En estos días que estuve en Chile he notado, por un lado, una nación pujante en lo económico pero, a la vez, como con cierta apatía cultural. ¿Cómo lo ve usted?

–¿Ah? Esa palabra apatía me interesa mucho, me seduce. Hace muy poco llegué por primera vez a la palabra apatía. Inclusive escribí un “artefacto” en una sola línea que dice: “Fútbol: apáticos versus hiperquinéticos”. Y en cuanto a esa percepción suya, yo me referiría al mundo actual, y no tan sólo a Chile, en los siguiente términos: en lo quellaman teoría pendular, o también el eterno retorno, algo que estuvo muy de moda en una época. Estamos en una nueva Guerra del Peloponeso, y ahora se está dando una vuelta de los espartanos. La Guerra del Peloponeso enfrentó a Esparta y a Atenas, y representó prácticamente el choque entre el cuerpo (representado por los primeros) y el espíritu. Los espartanos se impusieron y fueron quienes mandaron en el Imperio Romano, antes del Renacimiento. Pero en ese período se produjo un movimiento pendular y reaparecieron en escena los atenienses, que se quedaron hasta fines del siglo XIX... Pero ahora lo que pasa el mundo es algo más concreto, más específico. Yo lo veo en los siguiente términos, y está dicho en un lenguaje muy sintético en el siguiente artefacto, al que le puse como nombre “Farándula”: “A bailar, que el mundo se va a acabar”. Esto puede parecer una tontería, pero el mundo actual es fundamentalmente farándula.

¿Qué es lo que quiere plantear con el término farándula?

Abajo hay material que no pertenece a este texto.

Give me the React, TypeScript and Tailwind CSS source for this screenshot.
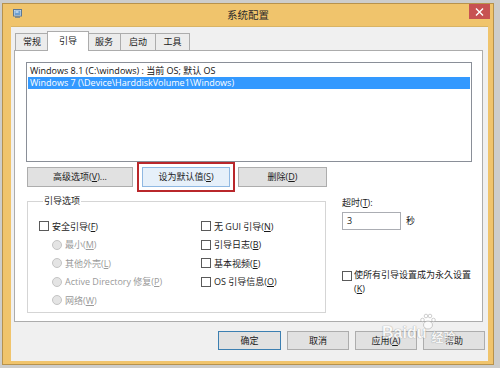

–La pregunta que hay que hacerse es la siguiente: ¿qué se está viendo de la farándula? ¿Por qué en todas partes hemos llegado a ella? La farándula es la respuesta al diagnóstico de los futurólogos, de la ecología, de la ciencia. Es que la ciencia determinó lo siguiente: estamos a un paso del fin del mundo por colapso ecológico, o por holocausto nuclear, no hay vuelta. La catástrofe parece que ha sido internalizada. ¿Qué hay que hacer entonces? Farrearse lo poco y nada que queda.